# Briquettes vs. Lump



## lucc (Sep 21, 2010)

Well I finished off the bag of Cowboy lump charcoal and I think I am going to stick with Kingsford briquettes. The lump seemed to give the meat a stronger charcoal flavor and overpowerd the wood flavor. Anyone esle see it the same way? You can definitely smell the difference between the two when smoking.


----------



## dick foster (Sep 21, 2010)

Overpowered the wood flavor? Lump is made only from wood while briquettes are only partially made from wood. Cowboy is not one of the better or well thought of brands BTW.


----------



## lucc (Sep 21, 2010)

Dick Foster said:


> Overpowered the wood flavor? Lump is made only from wood while briquettes are only partially made from wood. Cowboy is not one of the better or well thought of brands BTW.


LOL, I guess I meant an overpowering wood flavor. Seems with briquettes I tasted the hickory/apple/pecan/mesquite/etc flavor better.


----------



## whitepony99 (Sep 21, 2010)

I use GFS lump charcoal and it tastes great and its only 12.99 a 20# bag


----------



## dick foster (Sep 22, 2010)

http://www.nakedwhiz.com/lump.htm

All you need to know and more.


----------



## jethro (Sep 24, 2010)

Cowboy is the worst...they use construction waste in their lump. I have personally found chunks of treated plywood in the one and ony bag of cowboy that I bought...whole bag went in the trash. The arsenic and glue is probably what was the overpowering factor.


----------



## dick foster (Sep 24, 2010)

I knew they used scrap from flooring mills but I didn't know about the plywood. That would indeed be a bummer.
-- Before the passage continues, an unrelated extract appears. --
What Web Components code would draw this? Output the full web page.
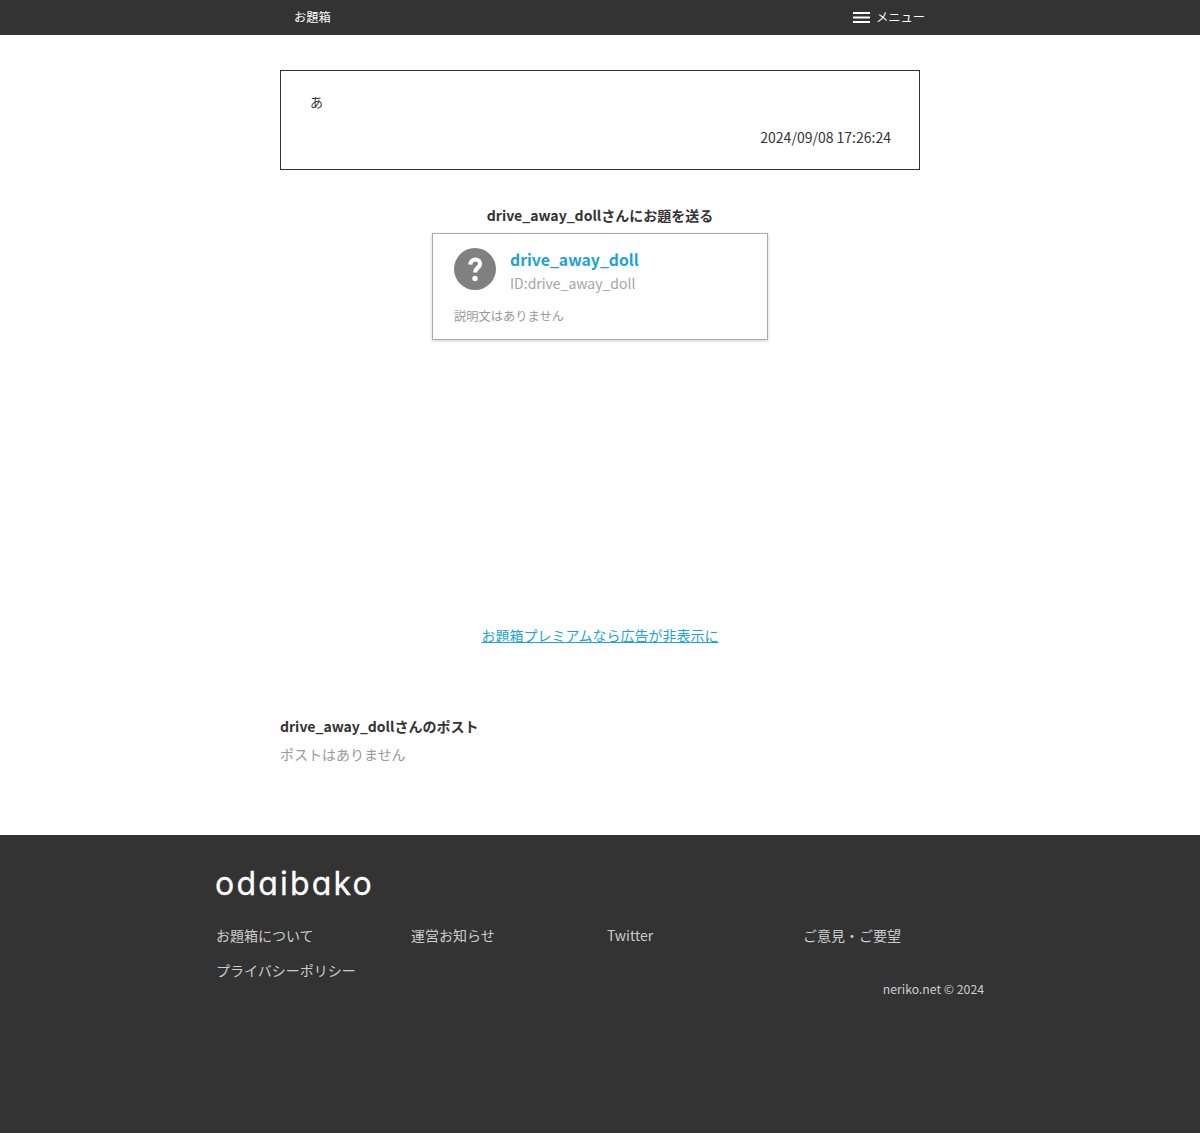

The really odd thing is, is that one of the best possible brands out there, Royal Oak, is sold in the lowest cost store around, Wallmart. Go figure.


----------



## lucc (Sep 27, 2010)

Wow, won't be using Cowboy any longer!!!

Also, I've been doing some searching and have found that adding flavoring wood to lump isn't necessary. If you add wood it overpowers the meat and it tastes like lump charcoal, this is basically what I was trying to say in my original post. I noticed when adding flavoring wood to briquettes you could taste the flavoring wood better, wasn't overpowering.


----------



## dick foster (Sep 28, 2010)

Not in my experence. I use lump for heat and chunk for flavor all the time.


----------



## Dutch (Sep 28, 2010)

When I use lump in the sfb modified GOSM, I use Royal Oak. The Royal Oak Briquettes seem to be bigger and burns hotter than Kingsford's.  I really gotta watch my temps when using RO briquettes when I'm cooking with the dutch ovens.


----------



## coffee_junkie (Sep 28, 2010)

I bought a bag of cowboy lump, big mistake. I used it in the drum last weekend and I couldn't get it to stabilize, then it just flat went out, luckily the fatty was done before that happened. I will stick with RO lump from now on.


----------



## Dutch (Sep 28, 2010)

In the one and only bag of Cowboy lump that I used I found charred nails and even a couple of pieces of uncharred wood chunks in the bottom of the bag. There had to have been at least a pound of small peices (1/2 inch and smaller) that couldn't even be used.


----------



## coyote-1 (Sep 30, 2010)

I've never found plywood in Cowboy. An occasional rock, but you get that in almost any lump (including RO). I did once get a piece of kiln insulation in Cowboy; I just removed it. Industrial scrap hardwood is just as useful as log hardwood; it is the same wood! And in fact, RO is cut into small pieces using saws just like Cowboy.

It's the process of making it into coal that is different. And that yields differences in the character of the burn. From my experience Cowboy lights quicker, and its initial burn phase is hotter... but it burns out more quickly. RO lights a bit slower, and does not yield as much of an initial heat blast.... but it burns more consistently, and yields greater heat over that time.

So I use both, for different purposes.

For smoking I fill my coal basket with RO. I then light a chimney of Cowboy, and dump that into a corner of the basket. That way my smoker gets hot more quickly AND it gets the benefit of RO's steady hot burn. I then toss chunks/sticks of whatever smokewood I want on top of the basket as the smoke progresses.

For grilling, I use Cowboy. Because that initial hot burn is exactly what I want to sear a steak or lamb chops or whatever.

What I do NOT use at all any more is briquettes. I have a half-bag of Kingsford sittin' in the garage, and a bag of some match-light stuff that my sis-inlaw gave me. I mmight over time use the Kingsford, but the matchlight is likely gonna get tossed. You think lump coal colors the taste of food?  How about briquettes composed of some wood coal dust, some clay-chemical binders... and infused with enough propellant that you can put a match to it and it lights right up??


----------



## ak1 (Sep 30, 2010)

I use briquettes once in a while, when I need stable temps over a certain time. For that, I find that briquettes are better than lump because they're uniform, but what I use is Maple Leaf, it's just charcoal dust held together by wheat starch.

What I don't like about briquettes is the amount of ash that is produced.
 


coyote-1 said:


> What I do NOT use at all any more is briquettes. I have a half-bag of Kingsford sittin' in the garage, and a bag of some match-light stuff that my sis-inlaw gave me. I mmight over time use the Kingsford, but the matchlight is likely gonna get tossed. You think lump coal colors the taste of food?  How about briquettes composed of some wood coal dust, some clay-chemical binders... and infused with enough propellant that you can put a match to it and it lights right up??


----------